To support the growth of the business the On-Premise Billing System had to be moved to the Cloud and to add to mix, the billing model had to be changed from monthly to anniversary with a new price change — all without causing any downtime to the customers and internal business users. This is a pretty daunting goal.

We then identified what needs to be migrated, which was mostly

  • Account data, including payment information, address etc.
  • Active Subscriptions

The goal of our billing system was to offer better scalability and cut the spikes in workload as much as possible.

Risk/Challenges:

  1. Changes to the internal billing architecture should be transparent to client apps including users, and with zero downtime.
  2. Supporting both old and new flows during the transition period.
  3. Keeping the Churn minimum when migrating customers from Legacy plans to Current plans and when switching the billing dates.

Design/Business choices that affected our implementation:

Here are some key business decisions that needs to be:

  • Monthly billing vs Anniversary Billing
  • Tiered pricing vs Volume pricing

Approach

  1. Code Cleanup — Eliminate unused code and components, reduce code duplication and move them into a reusable component.
  2. Organizing the monolith into modules that are pretty close to what would end up as individual services, this would result in better code sharing and easy maintainability of both the code flows.
  3. Ramping up the test coverage, increased level of integration and performance testing.

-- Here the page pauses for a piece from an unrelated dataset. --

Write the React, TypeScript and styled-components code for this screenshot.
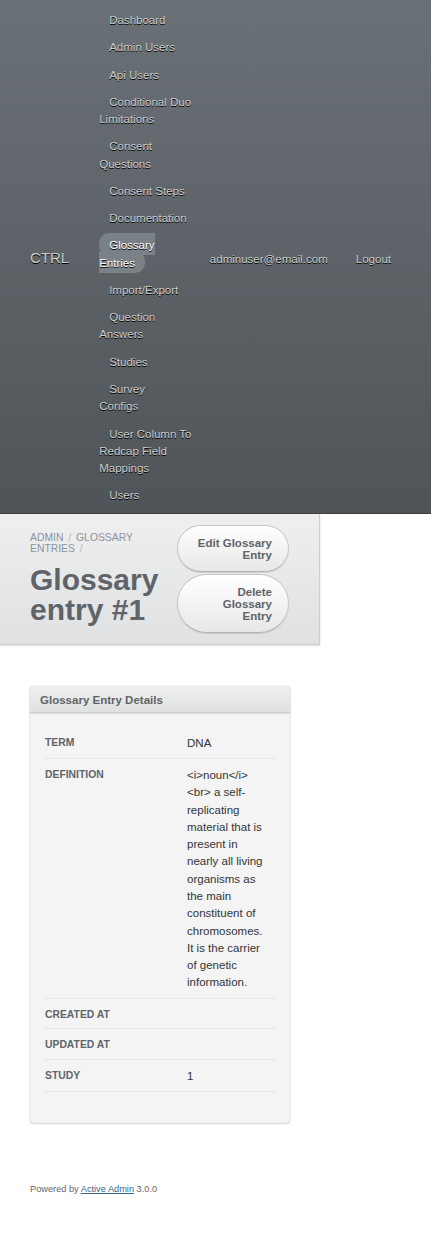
import React from "react";
import styled, { createGlobalStyle } from "styled-components";

const GlobalStyle = createGlobalStyle`
  html, body {
    margin: 0;
    padding: 0;
    background: #ffffff;
  }
  body {
    font-family: "Liberation Sans", Helvetica, Arial, sans-serif;
    font-size: 11.52px;
    line-height: 1.5;
    color: #323537;
  }
  * { box-sizing: border-box; }
`;

const Header = styled.header`
  display: flex;
  align-items: center;
  padding: 0 30px;
  background: linear-gradient(180deg, #6a7176 0%, #4f5458 100%);
  border-bottom: 1px solid #3a3e41;
  text-shadow: #000 0 1px 0;
`;

const SiteTitle = styled.h1`
  margin: 0;
  padding: 3px 30px 0 0;
  font-size: 15px;
  font-weight: normal;
  line-height: 1;
  color: #cdcdcd;
  white-space: nowrap;
`;

const Tabs = styled.ul`
  flex: 1;
  min-width: 0;
  list-style: none;
  margin: 0;
  padding: 12px 0 8px;
  display: flex;
  flex-direction: column;
  gap: 10px;
`;

const Tab = styled.li`
  display: block;
  margin-right: 4px;
`;

const TabLink = styled.a<{ $current?: boolean }>`
  padding: 6px 10px 4px 10px;
  border-radius: 10px;
  text-decoration: none;
  color: ${(p) => (p.$current ? "#ffffff" : "#cdcdcd")};
  background: ${(p) => (p.$current ? "#7b8287" : "transparent")};
`;

const UtilityNav = styled.ul`
  list-style: none;
  margin: 0;
  padding: 4px 0 0 0;
  display: flex;
  gap: 8px;
  white-space: nowrap;
`;

const UtilityLink = styled.a`
  display: inline-block;
  padding: 6px 10px 4px 10px;
  color: #cdcdcd;
  text-decoration: none;
`;

const TitleBar = styled.div`
  width: 320px;
  display: grid;
  grid-template-columns: 1fr 112px;
  column-gap: 16px;
  align-items: center;
  padding: 11px 30px;
  background: linear-gradient(180deg, #efefef 0%, #dfe1e2 100%);
  border-bottom: 1px solid #cdcdcd;
  border-right: 1px solid #cdcdcd;
  box-shadow: 0 1px 2px rgba(0, 0, 0, 0.15);
`;

const TitleLeft = styled.div`
  min-width: 0;
`;

const Breadcrumb = styled.div`
  font-size: 10.37px;
  line-height: 11px;
  text-transform: uppercase;
  color: #8a949e;
  margin-bottom: 11px;
`;

const Crumb = styled.a`
  color: #8a949e;
  text-decoration: none;
`;

const Sep = styled.span`
  color: #b3bcc1;
  margin: 0 2px;
`;

const PageTitle = styled.h2`
  margin: 0;
  font-size: 30px;
  line-height: 30px;
  font-weight: bold;
  color: #5e6469;
`;

const Actions = styled.div`
  display: flex;
  flex-direction: column;
  gap: 2px;
`;

const ActionButton = styled.a`
  display: block;
  text-align: right;
  padding: 11px 16px 10px;
  border: 1px solid #c7c7c7;
  border-bottom-color: #b2b2b2;
  border-radius: 200px;
  background: linear-gradient(180deg, #ffffff 0%, #e7e7e7 100%);
  box-shadow: 0 1px 1px rgba(0, 0, 0, 0.1), inset 0 1px 0 rgba(255, 255, 255, 0.8);
  color: #5e6469;
  font-weight: bold;
  line-height: 12px;
  text-decoration: none;
`;

const Main = styled.main`
  padding: 41px 30px 30px;
`;

const Panel = styled.section`
  width: 260px;
  background: #f4f4f4;
  border-radius: 4px;
  box-shadow: 0 0 1px rgba(0, 0, 0, 0.45), 0 1px 2px rgba(0, 0, 0, 0.12);
`;

const PanelTitle = styled.h3`
  margin: 0;
  padding: 6px 10px 3px;
  font-size: 11.52px;
  line-height: 1.5;
  font-weight: bold;
  color: #5e6469;
  background: linear-gradient(180deg, #efefef 0%, #dfe1e2 100%);
  border-bottom: 1px solid #cdcdcd;
  border-radius: 4px 4px 0 0;
  box-shadow: 0 1px 2px rgba(0, 0, 0, 0.12);
`;

const PanelContents = styled.div`
  padding: 14px 14px 31px 15px;
`;

const AttrRow = styled.div`
  display: grid;
  grid-template-columns: 130px 1fr;
  border-bottom: 1px solid #e4e4e4;
`;

const AttrLabel = styled.div`
  padding: 8px 12px 6px 0;
  font-size: 10.37px;
  line-height: 1.5;
  font-weight: bold;
  text-transform: uppercase;
  color: #5e6469;
`;

const AttrValue = styled.div`
  padding: 8px 12px 6px 12px;
  color: #323537;
`;

const Footer = styled.footer`
  padding: 30px 30px 30px;
  font-size: 9.22px;
  color: #666666;
`;

const FooterLink = styled.a`
  color: #38678b;
  text-decoration: underline;
`;

const tabs = [
  "Dashboard",
  "Admin Users",
  "Api Users",
  "Conditional Duo Limitations",
  "Consent Questions",
  "Consent Steps",
  "Documentation",
  "Glossary Entries",
  "Import/Export",
  "Question Answers",
  "Studies",
  "Survey Configs",
  "User Column To Redcap Field Mappings",
  "Users",
];

const definition =
  "<i>noun</i> <br> a self-replicating material that is present in nearly all living organisms as the main constituent of chromosomes. It is the carrier of genetic information.";

const attributes: { label: string; value: string }[] = [
  { label: "Term", value: "DNA" },
  { label: "Definition", value: definition },
  { label: "Created At", value: "" },
  { label: "Updated At", value: "" },
  { label: "Study", value: "1" },
];

export default function App() {
  return (
    <>
      <GlobalStyle />
      <Header>
        <SiteTitle>CTRL</SiteTitle>
        <Tabs>
          {tabs.map((t) => (
            <Tab key={t}>
              <TabLink href="#" $current={t === "Glossary Entries"}>
                {t}
              </TabLink>
            </Tab>
          ))}
        </Tabs>
        <UtilityNav>
          <li>
            <UtilityLink href="#">adminuser@email.com</UtilityLink>
          </li>
          <li>
            <UtilityLink href="#">Logout</UtilityLink>
          </li>
        </UtilityNav>
      </Header>
      <TitleBar>
        <TitleLeft>
          <Breadcrumb>
            <Crumb href="#">Admin</Crumb> <Sep>/</Sep>{" "}
            <Crumb href="#">Glossary Entries</Crumb> <Sep>/</Sep>
          </Breadcrumb>
          <PageTitle>Glossary entry #1</PageTitle>
        </TitleLeft>
        <Actions>
          <ActionButton href="#">Edit Glossary Entry</ActionButton>
          <ActionButton href="#">Delete Glossary Entry</ActionButton>
        </Actions>
      </TitleBar>
      <Main>
        <Panel>
          <PanelTitle>Glossary Entry Details</PanelTitle>
          <PanelContents>
            {attributes.map((a) => (
              <AttrRow key={a.label}>
                <AttrLabel>{a.label}</AttrLabel>
                <AttrValue>{a.value}</AttrValue>
              </AttrRow>
            ))}
          </PanelContents>
        </Panel>
      </Main>
      <Footer>
        Powered by <FooterLink href="#">Active Admin</FooterLink> 3.0.0
      </Footer>
    </>
  );
}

This is the representation of the system post refactoring:

Production Deployment

Photo by Gianni Zanato on Unsplash

Incremental changes were rolled out in phases to avoid major regression.

Phase 1: New accounts were created in the new billing system only

Phase 2: Manually migrate accounts during subscription changes, this either be during Account Growth (sales team periodically reaches out to customer accounts with a good standing balance to up-sell products) or when the customer initiated a plan change on his own.

Phase 3: Automated migration of existing customers

Final Note:

Our migration was mostly smooth, although there were a few surprises even after such a deliberate planning. These changes resulted in improved productivity and engineering efficiency — no more down-times and monkey patching the code to support new features.

Image Source

On the business side, the support call volume dropped by 15%, the customer churn reduced by 5%, and the billing NPS improved by 20 points .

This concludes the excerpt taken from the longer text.